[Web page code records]
▽
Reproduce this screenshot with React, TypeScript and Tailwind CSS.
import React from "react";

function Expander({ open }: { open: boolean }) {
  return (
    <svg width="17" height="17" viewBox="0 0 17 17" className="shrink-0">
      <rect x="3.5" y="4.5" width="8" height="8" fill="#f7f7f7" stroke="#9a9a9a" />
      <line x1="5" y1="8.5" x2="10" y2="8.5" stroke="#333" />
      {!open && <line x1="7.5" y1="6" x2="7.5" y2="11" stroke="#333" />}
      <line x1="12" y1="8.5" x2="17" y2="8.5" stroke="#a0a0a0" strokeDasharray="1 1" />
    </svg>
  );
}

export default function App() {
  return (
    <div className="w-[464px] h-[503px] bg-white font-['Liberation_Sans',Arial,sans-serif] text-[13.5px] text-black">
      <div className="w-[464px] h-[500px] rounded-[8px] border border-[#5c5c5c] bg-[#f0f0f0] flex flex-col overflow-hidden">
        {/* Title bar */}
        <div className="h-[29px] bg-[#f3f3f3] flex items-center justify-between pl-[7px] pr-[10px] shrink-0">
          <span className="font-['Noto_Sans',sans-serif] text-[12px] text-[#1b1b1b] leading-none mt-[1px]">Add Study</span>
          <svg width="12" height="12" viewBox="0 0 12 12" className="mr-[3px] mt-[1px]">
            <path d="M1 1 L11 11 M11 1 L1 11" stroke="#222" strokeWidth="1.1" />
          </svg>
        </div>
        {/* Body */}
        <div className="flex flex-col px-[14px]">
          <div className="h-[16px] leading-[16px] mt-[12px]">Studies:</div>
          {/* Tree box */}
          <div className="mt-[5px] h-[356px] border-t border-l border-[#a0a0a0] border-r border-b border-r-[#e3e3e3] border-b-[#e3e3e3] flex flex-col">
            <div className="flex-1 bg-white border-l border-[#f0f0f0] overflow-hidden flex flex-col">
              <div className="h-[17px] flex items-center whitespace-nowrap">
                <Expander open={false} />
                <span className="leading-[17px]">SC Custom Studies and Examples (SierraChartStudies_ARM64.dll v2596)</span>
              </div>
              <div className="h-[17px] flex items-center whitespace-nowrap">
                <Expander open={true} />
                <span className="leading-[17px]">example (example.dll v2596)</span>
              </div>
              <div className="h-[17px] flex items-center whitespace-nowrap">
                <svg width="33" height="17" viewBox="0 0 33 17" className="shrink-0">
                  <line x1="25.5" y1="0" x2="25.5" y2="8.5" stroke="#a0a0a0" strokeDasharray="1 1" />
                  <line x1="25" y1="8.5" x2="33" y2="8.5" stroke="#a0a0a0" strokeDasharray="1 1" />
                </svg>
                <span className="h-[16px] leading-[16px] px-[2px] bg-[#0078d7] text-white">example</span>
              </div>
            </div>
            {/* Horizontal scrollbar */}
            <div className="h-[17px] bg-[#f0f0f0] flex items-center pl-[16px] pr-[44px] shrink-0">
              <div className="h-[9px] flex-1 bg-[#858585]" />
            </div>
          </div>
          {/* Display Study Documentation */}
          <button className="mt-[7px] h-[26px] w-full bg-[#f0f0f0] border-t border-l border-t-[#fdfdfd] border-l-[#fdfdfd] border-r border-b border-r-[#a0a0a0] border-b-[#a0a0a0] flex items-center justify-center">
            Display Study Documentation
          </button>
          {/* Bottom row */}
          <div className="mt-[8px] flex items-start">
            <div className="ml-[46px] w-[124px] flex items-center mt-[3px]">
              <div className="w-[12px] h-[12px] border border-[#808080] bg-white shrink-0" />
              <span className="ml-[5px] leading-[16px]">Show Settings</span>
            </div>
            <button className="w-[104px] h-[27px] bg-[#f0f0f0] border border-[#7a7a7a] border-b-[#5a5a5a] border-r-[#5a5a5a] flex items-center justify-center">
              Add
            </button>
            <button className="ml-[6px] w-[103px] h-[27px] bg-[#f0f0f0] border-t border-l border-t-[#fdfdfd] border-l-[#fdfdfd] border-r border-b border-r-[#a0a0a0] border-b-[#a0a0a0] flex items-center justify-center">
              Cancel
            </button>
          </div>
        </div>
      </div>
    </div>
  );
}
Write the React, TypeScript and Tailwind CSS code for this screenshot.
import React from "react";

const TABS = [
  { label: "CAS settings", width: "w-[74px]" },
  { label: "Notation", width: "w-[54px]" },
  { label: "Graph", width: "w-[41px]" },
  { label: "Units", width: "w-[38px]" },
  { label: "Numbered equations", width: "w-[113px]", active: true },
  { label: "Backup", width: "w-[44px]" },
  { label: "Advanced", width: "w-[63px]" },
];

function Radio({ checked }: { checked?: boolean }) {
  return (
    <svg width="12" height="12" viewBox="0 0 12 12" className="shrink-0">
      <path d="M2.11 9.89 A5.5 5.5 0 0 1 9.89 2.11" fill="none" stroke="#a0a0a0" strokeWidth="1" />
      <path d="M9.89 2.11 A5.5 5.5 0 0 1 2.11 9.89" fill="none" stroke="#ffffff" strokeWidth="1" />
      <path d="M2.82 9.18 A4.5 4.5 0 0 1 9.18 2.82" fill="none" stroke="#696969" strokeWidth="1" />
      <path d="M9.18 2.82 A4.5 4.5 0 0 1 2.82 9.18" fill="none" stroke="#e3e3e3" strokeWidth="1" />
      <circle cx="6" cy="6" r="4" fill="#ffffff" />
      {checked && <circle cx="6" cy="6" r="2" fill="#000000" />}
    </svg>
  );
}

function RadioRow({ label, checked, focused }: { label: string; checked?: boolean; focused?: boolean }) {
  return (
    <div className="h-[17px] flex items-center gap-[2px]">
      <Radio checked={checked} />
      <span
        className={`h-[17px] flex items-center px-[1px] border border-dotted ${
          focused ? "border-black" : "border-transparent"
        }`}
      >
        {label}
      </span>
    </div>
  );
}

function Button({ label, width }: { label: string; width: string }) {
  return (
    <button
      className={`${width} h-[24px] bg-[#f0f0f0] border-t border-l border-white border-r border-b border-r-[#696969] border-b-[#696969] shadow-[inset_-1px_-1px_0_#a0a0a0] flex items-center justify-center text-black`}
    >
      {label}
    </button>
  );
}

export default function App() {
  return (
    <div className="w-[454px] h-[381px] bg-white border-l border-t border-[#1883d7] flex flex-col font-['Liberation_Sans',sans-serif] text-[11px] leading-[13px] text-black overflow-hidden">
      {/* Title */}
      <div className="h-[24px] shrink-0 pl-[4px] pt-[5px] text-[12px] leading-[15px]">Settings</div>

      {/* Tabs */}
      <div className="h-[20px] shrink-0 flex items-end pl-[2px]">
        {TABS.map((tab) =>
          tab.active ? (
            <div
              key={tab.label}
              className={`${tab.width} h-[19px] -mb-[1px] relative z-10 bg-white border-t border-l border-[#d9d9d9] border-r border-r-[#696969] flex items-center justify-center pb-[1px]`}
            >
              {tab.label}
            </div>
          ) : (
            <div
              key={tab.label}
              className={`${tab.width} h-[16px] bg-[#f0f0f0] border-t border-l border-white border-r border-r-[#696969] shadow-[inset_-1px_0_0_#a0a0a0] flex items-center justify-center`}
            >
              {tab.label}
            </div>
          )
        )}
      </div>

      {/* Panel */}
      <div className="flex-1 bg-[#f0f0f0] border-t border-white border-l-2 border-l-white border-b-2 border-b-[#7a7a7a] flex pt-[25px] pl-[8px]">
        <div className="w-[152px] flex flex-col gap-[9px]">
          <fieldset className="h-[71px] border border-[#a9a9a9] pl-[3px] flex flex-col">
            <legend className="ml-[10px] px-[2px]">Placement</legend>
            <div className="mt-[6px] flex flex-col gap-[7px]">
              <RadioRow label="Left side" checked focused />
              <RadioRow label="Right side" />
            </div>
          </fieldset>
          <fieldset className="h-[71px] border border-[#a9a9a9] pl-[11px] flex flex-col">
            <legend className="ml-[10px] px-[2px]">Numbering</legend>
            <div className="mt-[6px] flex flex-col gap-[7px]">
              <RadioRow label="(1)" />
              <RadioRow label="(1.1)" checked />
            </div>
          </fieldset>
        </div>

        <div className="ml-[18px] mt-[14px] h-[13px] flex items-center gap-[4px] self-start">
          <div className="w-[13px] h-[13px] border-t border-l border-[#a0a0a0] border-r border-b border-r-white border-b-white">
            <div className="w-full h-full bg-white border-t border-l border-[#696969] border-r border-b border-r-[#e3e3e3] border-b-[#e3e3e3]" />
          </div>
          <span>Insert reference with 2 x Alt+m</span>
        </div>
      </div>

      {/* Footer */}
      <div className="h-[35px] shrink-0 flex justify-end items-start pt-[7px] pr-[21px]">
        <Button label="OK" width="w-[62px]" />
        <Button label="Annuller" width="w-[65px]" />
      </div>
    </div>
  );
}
△
■ **Aim of the exercise**
Figure out how many lines of the data above include "TypeScript", then give the number and nothing more.

■ **The completed task**
2